(Web page code records)
__________

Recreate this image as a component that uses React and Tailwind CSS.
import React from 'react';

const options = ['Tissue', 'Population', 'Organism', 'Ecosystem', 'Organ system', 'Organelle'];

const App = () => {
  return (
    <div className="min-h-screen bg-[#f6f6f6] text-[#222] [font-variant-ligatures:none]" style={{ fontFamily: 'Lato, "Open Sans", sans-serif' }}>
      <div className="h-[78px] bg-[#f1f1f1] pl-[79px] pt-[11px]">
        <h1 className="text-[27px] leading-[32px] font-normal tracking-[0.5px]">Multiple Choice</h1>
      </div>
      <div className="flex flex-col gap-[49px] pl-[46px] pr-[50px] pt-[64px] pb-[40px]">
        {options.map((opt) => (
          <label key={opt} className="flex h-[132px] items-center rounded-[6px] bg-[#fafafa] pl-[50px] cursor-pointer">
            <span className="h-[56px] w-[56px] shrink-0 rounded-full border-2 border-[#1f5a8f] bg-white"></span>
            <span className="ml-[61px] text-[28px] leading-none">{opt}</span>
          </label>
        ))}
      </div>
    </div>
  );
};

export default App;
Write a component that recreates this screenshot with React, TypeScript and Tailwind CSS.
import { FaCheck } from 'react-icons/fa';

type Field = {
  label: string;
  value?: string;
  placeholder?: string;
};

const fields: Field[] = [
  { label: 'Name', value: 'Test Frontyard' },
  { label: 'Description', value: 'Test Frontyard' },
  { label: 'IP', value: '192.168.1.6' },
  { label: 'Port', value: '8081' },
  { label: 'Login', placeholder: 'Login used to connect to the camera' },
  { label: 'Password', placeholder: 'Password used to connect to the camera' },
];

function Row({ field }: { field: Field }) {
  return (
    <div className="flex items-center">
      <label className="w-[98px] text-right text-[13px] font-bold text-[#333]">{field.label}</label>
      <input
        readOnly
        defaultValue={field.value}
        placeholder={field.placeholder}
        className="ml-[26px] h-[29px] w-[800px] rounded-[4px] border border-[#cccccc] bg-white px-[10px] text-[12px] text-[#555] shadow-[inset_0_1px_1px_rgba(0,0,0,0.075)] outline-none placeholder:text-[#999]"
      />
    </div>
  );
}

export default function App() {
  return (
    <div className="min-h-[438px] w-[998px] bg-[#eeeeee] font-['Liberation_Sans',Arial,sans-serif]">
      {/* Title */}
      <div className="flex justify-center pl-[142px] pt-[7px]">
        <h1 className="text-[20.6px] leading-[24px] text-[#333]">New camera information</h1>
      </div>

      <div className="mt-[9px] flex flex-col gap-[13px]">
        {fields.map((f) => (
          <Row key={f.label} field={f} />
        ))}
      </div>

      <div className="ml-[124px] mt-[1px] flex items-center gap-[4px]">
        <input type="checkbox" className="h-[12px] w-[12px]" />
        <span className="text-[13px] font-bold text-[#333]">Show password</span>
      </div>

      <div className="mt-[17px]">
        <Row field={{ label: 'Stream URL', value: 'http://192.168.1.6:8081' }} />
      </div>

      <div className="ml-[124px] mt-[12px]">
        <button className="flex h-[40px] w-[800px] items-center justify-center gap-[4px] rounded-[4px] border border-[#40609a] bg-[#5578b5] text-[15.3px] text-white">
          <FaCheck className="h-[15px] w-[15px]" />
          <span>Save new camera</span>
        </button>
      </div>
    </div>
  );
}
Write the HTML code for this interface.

__________

Problem details: Copy out each record from above, exactly.

Task output:
Recreate this image as a component that uses React and Tailwind CSS.
import React from 'react';

const options = ['Tissue', 'Population', 'Organism', 'Ecosystem', 'Organ system', 'Organelle'];

const App = () => {
  return (
    <div className="min-h-screen bg-[#f6f6f6] text-[#222] [font-variant-ligatures:none]" style={{ fontFamily: 'Lato, "Open Sans", sans-serif' }}>
      <div className="h-[78px] bg-[#f1f1f1] pl-[79px] pt-[11px]">
        <h1 className="text-[27px] leading-[32px] font-normal tracking-[0.5px]">Multiple Choice</h1>
      </div>
      <div className="flex flex-col gap-[49px] pl-[46px] pr-[50px] pt-[64px] pb-[40px]">
        {options.map((opt) => (
          <label key={opt} className="flex h-[132px] items-center rounded-[6px] bg-[#fafafa] pl-[50px] cursor-pointer">
            <span className="h-[56px] w-[56px] shrink-0 rounded-full border-2 border-[#1f5a8f] bg-white"></span>
            <span className="ml-[61px] text-[28px] leading-none">{opt}</span>
          </label>
        ))}
      </div>
    </div>
  );
};

export default App;
Write a component that recreates this screenshot with React, TypeScript and Tailwind CSS.
import { FaCheck } from 'react-icons/fa';

type Field = {
  label: string;
  value?: string;
  placeholder?: string;
};

const fields: Field[] = [
  { label: 'Name', value: 'Test Frontyard' },
  { label: 'Description', value: 'Test Frontyard' },
  { label: 'IP', value: '192.168.1.6' },
  { label: 'Port', value: '8081' },
  { label: 'Login', placeholder: 'Login used to connect to the camera' },
  { label: 'Password', placeholder: 'Password used to connect to the camera' },
];

function Row({ field }: { field: Field }) {
  return (
    <div className="flex items-center">
      <label className="w-[98px] text-right text-[13px] font-bold text-[#333]">{field.label}</label>
      <input
        readOnly
        defaultValue={field.value}
        placeholder={field.placeholder}
        className="ml-[26px] h-[29px] w-[800px] rounded-[4px] border border-[#cccccc] bg-white px-[10px] text-[12px] text-[#555] shadow-[inset_0_1px_1px_rgba(0,0,0,0.075)] outline-none placeholder:text-[#999]"
      />
    </div>
  );
}

export default function App() {
  return (
    <div className="min-h-[438px] w-[998px] bg-[#eeeeee] font-['Liberation_Sans',Arial,sans-serif]">
      {/* Title */}
      <div className="flex justify-center pl-[142px] pt-[7px]">
        <h1 className="text-[20.6px] leading-[24px] text-[#333]">New camera information</h1>
      </div>

      <div className="mt-[9px] flex flex-col gap-[13px]">
        {fields.map((f) => (
          <Row key={f.label} field={f} />
        ))}
      </div>

      <div className="ml-[124px] mt-[1px] flex items-center gap-[4px]">
        <input type="checkbox" className="h-[12px] w-[12px]" />
        <span className="text-[13px] font-bold text-[#333]">Show password</span>
      </div>

      <div className="mt-[17px]">
        <Row field={{ label: 'Stream URL', value: 'http://192.168.1.6:8081' }} />
      </div>

      <div className="ml-[124px] mt-[12px]">
        <button className="flex h-[40px] w-[800px] items-center justify-center gap-[4px] rounded-[4px] border border-[#40609a] bg-[#5578b5] text-[15.3px] text-white">
          <FaCheck className="h-[15px] w-[15px]" />
          <span>Save new camera</span>
        </button>
      </div>
    </div>
  );
}
Write the HTML code for this interface.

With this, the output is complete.